#### [GIVEN INFORMATION]
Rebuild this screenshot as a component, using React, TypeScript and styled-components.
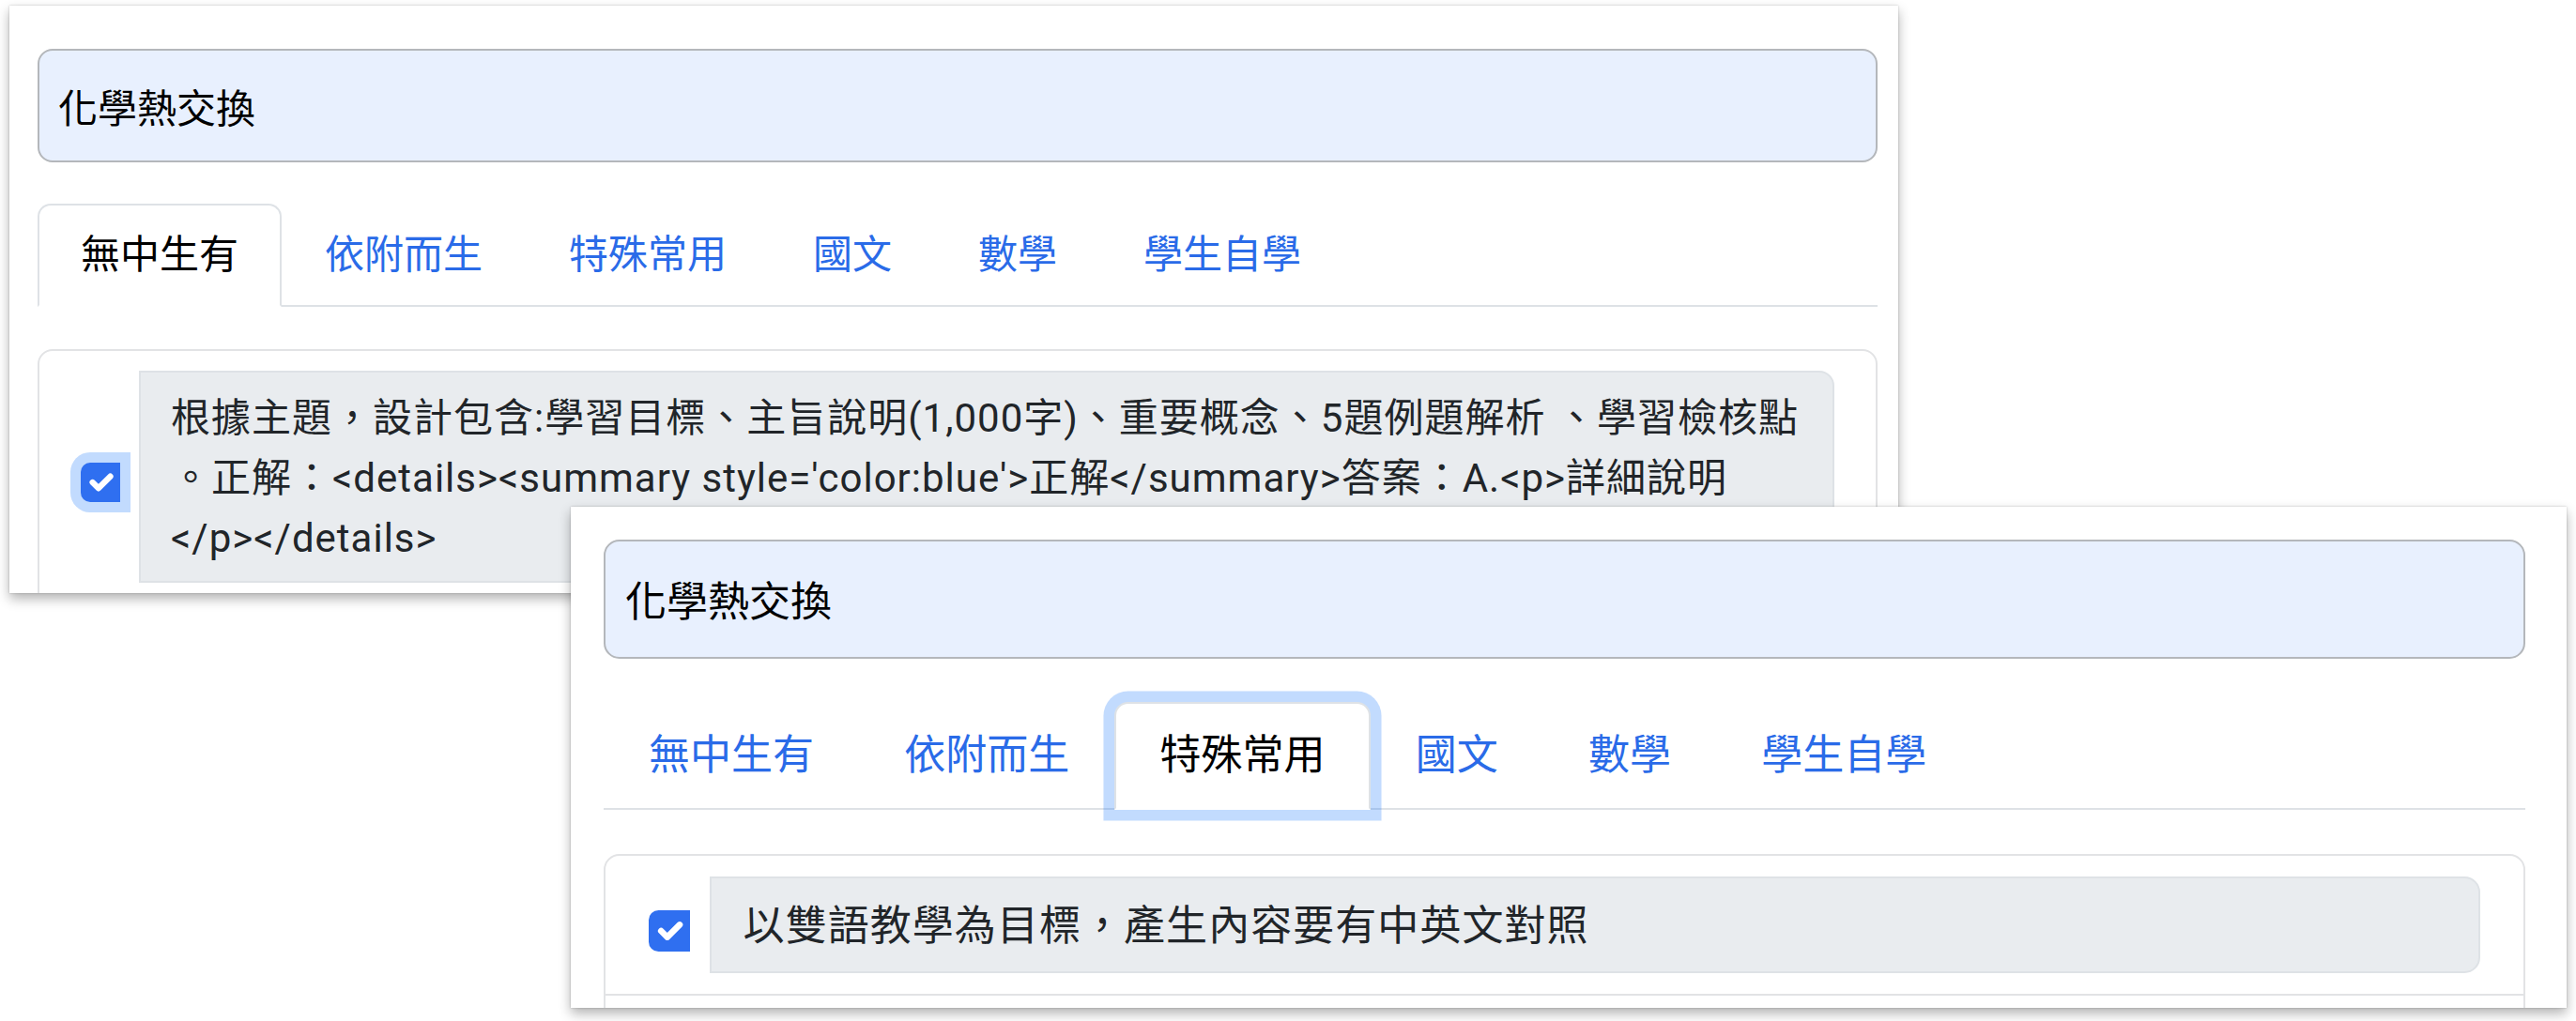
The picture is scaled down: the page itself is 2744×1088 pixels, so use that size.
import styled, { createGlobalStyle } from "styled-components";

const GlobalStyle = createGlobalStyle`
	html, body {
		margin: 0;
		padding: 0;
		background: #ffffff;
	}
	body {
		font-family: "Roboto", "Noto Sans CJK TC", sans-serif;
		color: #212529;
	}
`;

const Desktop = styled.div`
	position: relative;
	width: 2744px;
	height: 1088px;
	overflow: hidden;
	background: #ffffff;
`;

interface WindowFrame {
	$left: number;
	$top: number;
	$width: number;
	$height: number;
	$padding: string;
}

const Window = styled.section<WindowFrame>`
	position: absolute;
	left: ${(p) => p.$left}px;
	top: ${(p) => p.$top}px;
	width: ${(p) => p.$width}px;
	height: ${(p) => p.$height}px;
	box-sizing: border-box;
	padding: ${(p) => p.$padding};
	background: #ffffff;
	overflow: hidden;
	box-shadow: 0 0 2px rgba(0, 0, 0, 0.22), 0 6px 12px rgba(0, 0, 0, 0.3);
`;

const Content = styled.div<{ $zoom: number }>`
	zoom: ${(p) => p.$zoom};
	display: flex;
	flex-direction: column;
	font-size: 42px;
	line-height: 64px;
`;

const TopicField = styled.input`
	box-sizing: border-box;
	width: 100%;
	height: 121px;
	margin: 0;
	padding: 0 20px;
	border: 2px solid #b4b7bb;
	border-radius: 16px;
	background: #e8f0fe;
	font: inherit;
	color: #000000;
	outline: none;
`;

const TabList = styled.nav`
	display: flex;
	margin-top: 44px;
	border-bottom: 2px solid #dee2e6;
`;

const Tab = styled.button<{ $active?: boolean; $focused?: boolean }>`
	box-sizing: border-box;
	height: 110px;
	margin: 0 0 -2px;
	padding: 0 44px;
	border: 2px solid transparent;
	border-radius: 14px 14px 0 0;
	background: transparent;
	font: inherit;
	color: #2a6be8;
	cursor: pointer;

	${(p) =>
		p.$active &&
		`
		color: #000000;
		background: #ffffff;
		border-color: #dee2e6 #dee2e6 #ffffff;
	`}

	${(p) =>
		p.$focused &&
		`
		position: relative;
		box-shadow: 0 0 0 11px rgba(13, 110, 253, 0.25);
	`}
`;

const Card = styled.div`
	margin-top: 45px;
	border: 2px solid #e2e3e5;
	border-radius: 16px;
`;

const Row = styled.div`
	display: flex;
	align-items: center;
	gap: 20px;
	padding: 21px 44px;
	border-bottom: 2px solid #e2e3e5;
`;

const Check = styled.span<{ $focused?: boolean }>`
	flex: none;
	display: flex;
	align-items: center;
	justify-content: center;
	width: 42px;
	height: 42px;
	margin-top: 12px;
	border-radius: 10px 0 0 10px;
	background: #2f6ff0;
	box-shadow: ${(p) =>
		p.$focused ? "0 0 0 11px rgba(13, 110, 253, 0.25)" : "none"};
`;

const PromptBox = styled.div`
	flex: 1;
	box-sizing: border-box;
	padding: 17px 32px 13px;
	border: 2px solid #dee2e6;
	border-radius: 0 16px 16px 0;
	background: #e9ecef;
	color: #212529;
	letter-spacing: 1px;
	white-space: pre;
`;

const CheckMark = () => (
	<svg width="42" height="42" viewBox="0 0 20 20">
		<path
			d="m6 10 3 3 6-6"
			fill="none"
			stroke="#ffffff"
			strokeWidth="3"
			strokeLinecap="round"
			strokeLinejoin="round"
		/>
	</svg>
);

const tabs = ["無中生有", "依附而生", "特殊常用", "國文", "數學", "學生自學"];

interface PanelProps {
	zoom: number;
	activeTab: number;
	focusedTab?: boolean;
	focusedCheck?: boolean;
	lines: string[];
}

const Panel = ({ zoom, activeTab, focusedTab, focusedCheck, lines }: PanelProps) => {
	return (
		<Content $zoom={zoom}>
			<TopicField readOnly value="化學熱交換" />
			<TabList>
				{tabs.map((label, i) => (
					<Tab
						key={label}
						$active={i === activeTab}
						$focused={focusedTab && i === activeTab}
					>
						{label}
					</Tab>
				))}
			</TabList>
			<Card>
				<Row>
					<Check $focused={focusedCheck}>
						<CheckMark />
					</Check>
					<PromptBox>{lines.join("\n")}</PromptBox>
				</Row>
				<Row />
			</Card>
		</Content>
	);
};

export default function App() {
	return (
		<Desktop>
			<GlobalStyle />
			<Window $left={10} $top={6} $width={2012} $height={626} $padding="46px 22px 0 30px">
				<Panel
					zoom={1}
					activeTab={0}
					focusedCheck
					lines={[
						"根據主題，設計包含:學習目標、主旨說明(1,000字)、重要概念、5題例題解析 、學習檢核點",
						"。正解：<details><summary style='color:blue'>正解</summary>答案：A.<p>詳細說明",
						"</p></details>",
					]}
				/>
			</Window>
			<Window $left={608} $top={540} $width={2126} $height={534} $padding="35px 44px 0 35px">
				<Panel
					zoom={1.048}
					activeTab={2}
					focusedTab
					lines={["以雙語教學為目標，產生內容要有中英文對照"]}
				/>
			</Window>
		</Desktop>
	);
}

#### [EXERCISE OBJECTIVE]
Transcribe the full listing above exactly as it stands, minus the pictures.

#### [RESULT]
Rebuild this screenshot as a component, using React, TypeScript and styled-components.
The picture is scaled down: the page itself is 2744×1088 pixels, so use that size.
import styled, { createGlobalStyle } from "styled-components";

const GlobalStyle = createGlobalStyle`
	html, body {
		margin: 0;
		padding: 0;
		background: #ffffff;
	}
	body {
		font-family: "Roboto", "Noto Sans CJK TC", sans-serif;
		color: #212529;
	}
`;

const Desktop = styled.div`
	position: relative;
	width: 2744px;
	height: 1088px;
	overflow: hidden;
	background: #ffffff;
`;

interface WindowFrame {
	$left: number;
	$top: number;
	$width: number;
	$height: number;
	$padding: string;
}

const Window = styled.section<WindowFrame>`
	position: absolute;
	left: ${(p) => p.$left}px;
	top: ${(p) => p.$top}px;
	width: ${(p) => p.$width}px;
	height: ${(p) => p.$height}px;
	box-sizing: border-box;
	padding: ${(p) => p.$padding};
	background: #ffffff;
	overflow: hidden;
	box-shadow: 0 0 2px rgba(0, 0, 0, 0.22), 0 6px 12px rgba(0, 0, 0, 0.3);
`;

const Content = styled.div<{ $zoom: number }>`
	zoom: ${(p) => p.$zoom};
	display: flex;
	flex-direction: column;
	font-size: 42px;
	line-height: 64px;
`;

const TopicField = styled.input`
	box-sizing: border-box;
	width: 100%;
	height: 121px;
	margin: 0;
	padding: 0 20px;
	border: 2px solid #b4b7bb;
	border-radius: 16px;
	background: #e8f0fe;
	font: inherit;
	color: #000000;
	outline: none;
`;

const TabList = styled.nav`
	display: flex;
	margin-top: 44px;
	border-bottom: 2px solid #dee2e6;
`;

const Tab = styled.button<{ $active?: boolean; $focused?: boolean }>`
	box-sizing: border-box;
	height: 110px;
	margin: 0 0 -2px;
	padding: 0 44px;
	border: 2px solid transparent;
	border-radius: 14px 14px 0 0;
	background: transparent;
	font: inherit;
	color: #2a6be8;
	cursor: pointer;

	${(p) =>
		p.$active &&
		`
		color: #000000;
		background: #ffffff;
		border-color: #dee2e6 #dee2e6 #ffffff;
	`}

	${(p) =>
		p.$focused &&
		`
		position: relative;
		box-shadow: 0 0 0 11px rgba(13, 110, 253, 0.25);
	`}
`;

const Card = styled.div`
	margin-top: 45px;
	border: 2px solid #e2e3e5;
	border-radius: 16px;
`;

const Row = styled.div`
	display: flex;
	align-items: center;
	gap: 20px;
	padding: 21px 44px;
	border-bottom: 2px solid #e2e3e5;
`;

const Check = styled.span<{ $focused?: boolean }>`
	flex: none;
	display: flex;
	align-items: center;
	justify-content: center;
	width: 42px;
	height: 42px;
	margin-top: 12px;
	border-radius: 10px 0 0 10px;
	background: #2f6ff0;
	box-shadow: ${(p) =>
		p.$focused ? "0 0 0 11px rgba(13, 110, 253, 0.25)" : "none"};
`;

const PromptBox = styled.div`
	flex: 1;
	box-sizing: border-box;
	padding: 17px 32px 13px;
	border: 2px solid #dee2e6;
	border-radius: 0 16px 16px 0;
	background: #e9ecef;
	color: #212529;
	letter-spacing: 1px;
	white-space: pre;
`;

const CheckMark = () => (
	<svg width="42" height="42" viewBox="0 0 20 20">
		<path
			d="m6 10 3 3 6-6"
			fill="none"
			stroke="#ffffff"
			strokeWidth="3"
			strokeLinecap="round"
			strokeLinejoin="round"
		/>
	</svg>
);

const tabs = ["無中生有", "依附而生", "特殊常用", "國文", "數學", "學生自學"];

interface PanelProps {
	zoom: number;
	activeTab: number;
	focusedTab?: boolean;
	focusedCheck?: boolean;
	lines: string[];
}

const Panel = ({ zoom, activeTab, focusedTab, focusedCheck, lines }: PanelProps) => {
	return (
		<Content $zoom={zoom}>
			<TopicField readOnly value="化學熱交換" />
			<TabList>
				{tabs.map((label, i) => (
					<Tab
						key={label}
						$active={i === activeTab}
						$focused={focusedTab && i === activeTab}
					>
						{label}
					</Tab>
				))}
			</TabList>
			<Card>
				<Row>
					<Check $focused={focusedCheck}>
						<CheckMark />
					</Check>
					<PromptBox>{lines.join("\n")}</PromptBox>
				</Row>
				<Row />
			</Card>
		</Content>
	);
};

export default function App() {
	return (
		<Desktop>
			<GlobalStyle />
			<Window $left={10} $top={6} $width={2012} $height={626} $padding="46px 22px 0 30px">
				<Panel
					zoom={1}
					activeTab={0}
					focusedCheck
					lines={[
						"根據主題，設計包含:學習目標、主旨說明(1,000字)、重要概念、5題例題解析 、學習檢核點",
						"。正解：<details><summary style='color:blue'>正解</summary>答案：A.<p>詳細說明",
						"</p></details>",
					]}
				/>
			</Window>
			<Window $left={608} $top={540} $width={2126} $height={534} $padding="35px 44px 0 35px">
				<Panel
					zoom={1.048}
					activeTab={2}
					focusedTab
					lines={["以雙語教學為目標，產生內容要有中英文對照"]}
				/>
			</Window>
		</Desktop>
	);
}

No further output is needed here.